--- SOURCE MATERIAL ---
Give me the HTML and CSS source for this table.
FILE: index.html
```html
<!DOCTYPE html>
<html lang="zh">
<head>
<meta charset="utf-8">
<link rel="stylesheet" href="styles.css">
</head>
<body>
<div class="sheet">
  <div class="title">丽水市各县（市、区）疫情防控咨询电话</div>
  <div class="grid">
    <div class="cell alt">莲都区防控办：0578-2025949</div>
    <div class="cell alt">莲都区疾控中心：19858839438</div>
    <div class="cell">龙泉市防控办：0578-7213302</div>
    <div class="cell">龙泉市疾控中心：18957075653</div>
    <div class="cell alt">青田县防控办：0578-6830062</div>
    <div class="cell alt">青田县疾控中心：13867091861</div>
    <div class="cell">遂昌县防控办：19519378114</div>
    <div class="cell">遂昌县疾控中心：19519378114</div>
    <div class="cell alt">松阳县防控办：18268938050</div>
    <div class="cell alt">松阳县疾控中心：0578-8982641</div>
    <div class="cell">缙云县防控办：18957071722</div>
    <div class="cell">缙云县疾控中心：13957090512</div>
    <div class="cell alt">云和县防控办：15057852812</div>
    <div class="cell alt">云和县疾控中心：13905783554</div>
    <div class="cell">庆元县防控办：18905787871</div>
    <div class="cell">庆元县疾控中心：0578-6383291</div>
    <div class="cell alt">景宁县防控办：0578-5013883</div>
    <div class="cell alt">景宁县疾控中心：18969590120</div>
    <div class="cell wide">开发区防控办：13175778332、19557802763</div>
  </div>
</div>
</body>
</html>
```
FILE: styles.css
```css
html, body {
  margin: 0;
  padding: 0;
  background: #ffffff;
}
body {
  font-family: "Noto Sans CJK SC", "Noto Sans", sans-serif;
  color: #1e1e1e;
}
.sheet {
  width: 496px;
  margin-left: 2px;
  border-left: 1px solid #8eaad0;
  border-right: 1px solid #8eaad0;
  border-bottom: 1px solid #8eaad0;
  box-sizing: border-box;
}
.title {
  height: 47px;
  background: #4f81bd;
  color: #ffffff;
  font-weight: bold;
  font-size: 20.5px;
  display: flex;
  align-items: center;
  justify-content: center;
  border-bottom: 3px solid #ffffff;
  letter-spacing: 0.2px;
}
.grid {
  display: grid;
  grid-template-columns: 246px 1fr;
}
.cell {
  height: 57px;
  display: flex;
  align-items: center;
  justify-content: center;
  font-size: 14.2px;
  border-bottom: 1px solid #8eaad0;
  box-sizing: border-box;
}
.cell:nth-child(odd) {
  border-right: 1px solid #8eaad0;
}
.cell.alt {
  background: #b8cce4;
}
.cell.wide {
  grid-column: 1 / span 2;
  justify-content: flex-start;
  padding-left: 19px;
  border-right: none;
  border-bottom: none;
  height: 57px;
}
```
---
◆ **TASK GOAL**: From the preceding material, extract every line exactly.

◆ **RESULT OF THE EXERCISE**:
Give me the HTML and CSS source for this table.
FILE: index.html
```html
<!DOCTYPE html>
<html lang="zh">
<head>
<meta charset="utf-8">
<link rel="stylesheet" href="styles.css">
</head>
<body>
<div class="sheet">
  <div class="title">丽水市各县（市、区）疫情防控咨询电话</div>
  <div class="grid">
    <div class="cell alt">莲都区防控办：0578-2025949</div>
    <div class="cell alt">莲都区疾控中心：19858839438</div>
    <div class="cell">龙泉市防控办：0578-7213302</div>
    <div class="cell">龙泉市疾控中心：18957075653</div>
    <div class="cell alt">青田县防控办：0578-6830062</div>
    <div class="cell alt">青田县疾控中心：13867091861</div>
    <div class="cell">遂昌县防控办：19519378114</div>
    <div class="cell">遂昌县疾控中心：19519378114</div>
    <div class="cell alt">松阳县防控办：18268938050</div>
    <div class="cell alt">松阳县疾控中心：0578-8982641</div>
    <div class="cell">缙云县防控办：18957071722</div>
    <div class="cell">缙云县疾控中心：13957090512</div>
    <div class="cell alt">云和县防控办：15057852812</div>
    <div class="cell alt">云和县疾控中心：13905783554</div>
    <div class="cell">庆元县防控办：18905787871</div>
    <div class="cell">庆元县疾控中心：0578-6383291</div>
    <div class="cell alt">景宁县防控办：0578-5013883</div>
    <div class="cell alt">景宁县疾控中心：18969590120</div>
    <div class="cell wide">开发区防控办：13175778332、19557802763</div>
  </div>
</div>
</body>
</html>
```
FILE: styles.css
```css
html, body {
  margin: 0;
  padding: 0;
  background: #ffffff;
}
body {
  font-family: "Noto Sans CJK SC", "Noto Sans", sans-serif;
  color: #1e1e1e;
}
.sheet {
  width: 496px;
  margin-left: 2px;
  border-left: 1px solid #8eaad0;
  border-right: 1px solid #8eaad0;
  border-bottom: 1px solid #8eaad0;
  box-sizing: border-box;
}
.title {
  height: 47px;
  background: #4f81bd;
  color: #ffffff;
  font-weight: bold;
  font-size: 20.5px;
  display: flex;
  align-items: center;
  justify-content: center;
  border-bottom: 3px solid #ffffff;
  letter-spacing: 0.2px;
}
.grid {
  display: grid;
  grid-template-columns: 246px 1fr;
}
.cell {
  height: 57px;
  display: flex;
  align-items: center;
  justify-content: center;
  font-size: 14.2px;
  border-bottom: 1px solid #8eaad0;
  box-sizing: border-box;
}
.cell:nth-child(odd) {
  border-right: 1px solid #8eaad0;
}
.cell.alt {
  background: #b8cce4;
}
.cell.wide {
  grid-column: 1 / span 2;
  justify-content: flex-start;
  padding-left: 19px;
  border-right: none;
  border-bottom: none;
  height: 57px;
}
```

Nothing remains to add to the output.